Do this: Repeat the material below word for word and leave out all pictures.

══ Dataset excerpt

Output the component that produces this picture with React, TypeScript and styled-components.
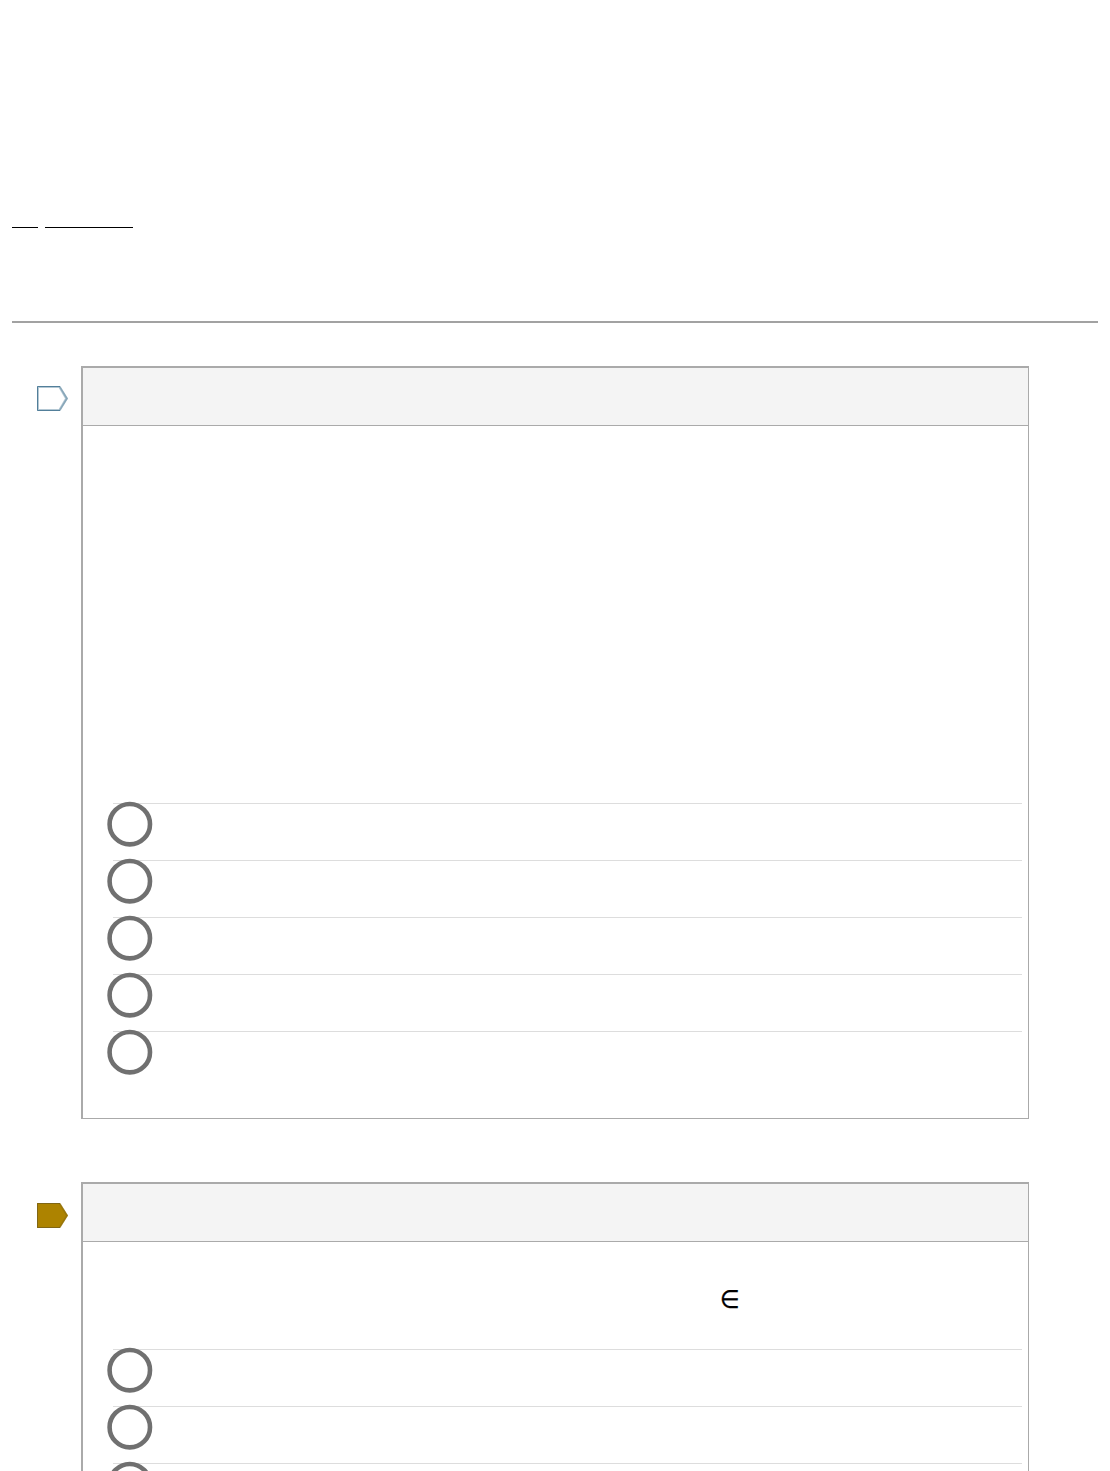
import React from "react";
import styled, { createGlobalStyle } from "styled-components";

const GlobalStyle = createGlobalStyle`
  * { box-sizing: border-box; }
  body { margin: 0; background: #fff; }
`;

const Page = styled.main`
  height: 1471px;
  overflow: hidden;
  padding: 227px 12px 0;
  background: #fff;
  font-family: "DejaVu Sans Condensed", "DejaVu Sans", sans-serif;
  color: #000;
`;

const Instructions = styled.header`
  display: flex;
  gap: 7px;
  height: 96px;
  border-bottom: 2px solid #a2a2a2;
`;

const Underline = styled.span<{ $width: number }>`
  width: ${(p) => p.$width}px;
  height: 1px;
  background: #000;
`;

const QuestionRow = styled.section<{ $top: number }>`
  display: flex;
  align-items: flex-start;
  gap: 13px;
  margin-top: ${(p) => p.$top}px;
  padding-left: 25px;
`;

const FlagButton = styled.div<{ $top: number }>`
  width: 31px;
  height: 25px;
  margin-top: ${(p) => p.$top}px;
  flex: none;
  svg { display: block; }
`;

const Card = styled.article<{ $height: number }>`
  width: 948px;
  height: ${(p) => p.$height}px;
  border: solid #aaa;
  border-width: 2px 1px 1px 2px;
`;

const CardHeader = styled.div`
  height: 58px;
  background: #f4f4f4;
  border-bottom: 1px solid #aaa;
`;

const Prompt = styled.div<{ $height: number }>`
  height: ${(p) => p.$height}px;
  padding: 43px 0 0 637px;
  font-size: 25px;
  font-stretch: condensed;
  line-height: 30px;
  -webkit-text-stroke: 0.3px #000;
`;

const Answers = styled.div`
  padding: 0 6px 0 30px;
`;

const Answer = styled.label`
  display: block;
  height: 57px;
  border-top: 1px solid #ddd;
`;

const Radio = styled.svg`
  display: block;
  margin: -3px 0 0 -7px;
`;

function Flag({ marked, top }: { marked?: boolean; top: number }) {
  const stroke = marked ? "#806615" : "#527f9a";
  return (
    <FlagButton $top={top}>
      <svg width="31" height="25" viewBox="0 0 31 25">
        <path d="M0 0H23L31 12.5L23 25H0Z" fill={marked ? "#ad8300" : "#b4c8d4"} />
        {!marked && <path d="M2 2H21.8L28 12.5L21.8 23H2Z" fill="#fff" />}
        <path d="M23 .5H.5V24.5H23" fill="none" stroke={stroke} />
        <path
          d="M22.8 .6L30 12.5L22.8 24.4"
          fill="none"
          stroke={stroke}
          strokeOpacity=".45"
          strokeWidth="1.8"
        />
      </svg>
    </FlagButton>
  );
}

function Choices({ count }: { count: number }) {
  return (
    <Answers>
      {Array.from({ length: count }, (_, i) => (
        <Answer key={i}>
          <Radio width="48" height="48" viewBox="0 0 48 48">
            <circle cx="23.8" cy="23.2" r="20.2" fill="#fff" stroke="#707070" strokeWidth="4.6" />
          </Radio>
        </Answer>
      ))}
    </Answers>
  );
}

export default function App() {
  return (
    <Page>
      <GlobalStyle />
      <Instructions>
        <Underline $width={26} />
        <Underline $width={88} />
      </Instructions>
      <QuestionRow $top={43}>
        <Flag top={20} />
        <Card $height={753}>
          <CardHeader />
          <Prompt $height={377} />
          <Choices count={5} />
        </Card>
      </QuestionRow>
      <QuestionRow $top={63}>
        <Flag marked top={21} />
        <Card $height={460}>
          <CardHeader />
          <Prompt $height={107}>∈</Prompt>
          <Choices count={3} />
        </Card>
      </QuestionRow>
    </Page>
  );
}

════

Response to the exercise:
Output the component that produces this picture with React, TypeScript and styled-components.
import React from "react";
import styled, { createGlobalStyle } from "styled-components";

const GlobalStyle = createGlobalStyle`
  * { box-sizing: border-box; }
  body { margin: 0; background: #fff; }
`;

const Page = styled.main`
  height: 1471px;
  overflow: hidden;
  padding: 227px 12px 0;
  background: #fff;
  font-family: "DejaVu Sans Condensed", "DejaVu Sans", sans-serif;
  color: #000;
`;

const Instructions = styled.header`
  display: flex;
  gap: 7px;
  height: 96px;
  border-bottom: 2px solid #a2a2a2;
`;

const Underline = styled.span<{ $width: number }>`
  width: ${(p) => p.$width}px;
  height: 1px;
  background: #000;
`;

const QuestionRow = styled.section<{ $top: number }>`
  display: flex;
  align-items: flex-start;
  gap: 13px;
  margin-top: ${(p) => p.$top}px;
  padding-left: 25px;
`;

const FlagButton = styled.div<{ $top: number }>`
  width: 31px;
  height: 25px;
  margin-top: ${(p) => p.$top}px;
  flex: none;
  svg { display: block; }
`;

const Card = styled.article<{ $height: number }>`
  width: 948px;
  height: ${(p) => p.$height}px;
  border: solid #aaa;
  border-width: 2px 1px 1px 2px;
`;

const CardHeader = styled.div`
  height: 58px;
  background: #f4f4f4;
  border-bottom: 1px solid #aaa;
`;

const Prompt = styled.div<{ $height: number }>`
  height: ${(p) => p.$height}px;
  padding: 43px 0 0 637px;
  font-size: 25px;
  font-stretch: condensed;
  line-height: 30px;
  -webkit-text-stroke: 0.3px #000;
`;

const Answers = styled.div`
  padding: 0 6px 0 30px;
`;

const Answer = styled.label`
  display: block;
  height: 57px;
  border-top: 1px solid #ddd;
`;

const Radio = styled.svg`
  display: block;
  margin: -3px 0 0 -7px;
`;

function Flag({ marked, top }: { marked?: boolean; top: number }) {
  const stroke = marked ? "#806615" : "#527f9a";
  return (
    <FlagButton $top={top}>
      <svg width="31" height="25" viewBox="0 0 31 25">
        <path d="M0 0H23L31 12.5L23 25H0Z" fill={marked ? "#ad8300" : "#b4c8d4"} />
        {!marked && <path d="M2 2H21.8L28 12.5L21.8 23H2Z" fill="#fff" />}
        <path d="M23 .5H.5V24.5H23" fill="none" stroke={stroke} />
        <path
          d="M22.8 .6L30 12.5L22.8 24.4"
          fill="none"
          stroke={stroke}
          strokeOpacity=".45"
          strokeWidth="1.8"
        />
      </svg>
    </FlagButton>
  );
}

function Choices({ count }: { count: number }) {
  return (
    <Answers>
      {Array.from({ length: count }, (_, i) => (
        <Answer key={i}>
          <Radio width="48" height="48" viewBox="0 0 48 48">
            <circle cx="23.8" cy="23.2" r="20.2" fill="#fff" stroke="#707070" strokeWidth="4.6" />
          </Radio>
        </Answer>
      ))}
    </Answers>
  );
}

export default function App() {
  return (
    <Page>
      <GlobalStyle />
      <Instructions>
        <Underline $width={26} />
        <Underline $width={88} />
      </Instructions>
      <QuestionRow $top={43}>
        <Flag top={20} />
        <Card $height={753}>
          <CardHeader />
          <Prompt $height={377} />
          <Choices count={5} />
        </Card>
      </QuestionRow>
      <QuestionRow $top={63}>
        <Flag marked top={21} />
        <Card $height={460}>
          <CardHeader />
          <Prompt $height={107}>∈</Prompt>
          <Choices count={3} />
        </Card>
      </QuestionRow>
    </Page>
  );
}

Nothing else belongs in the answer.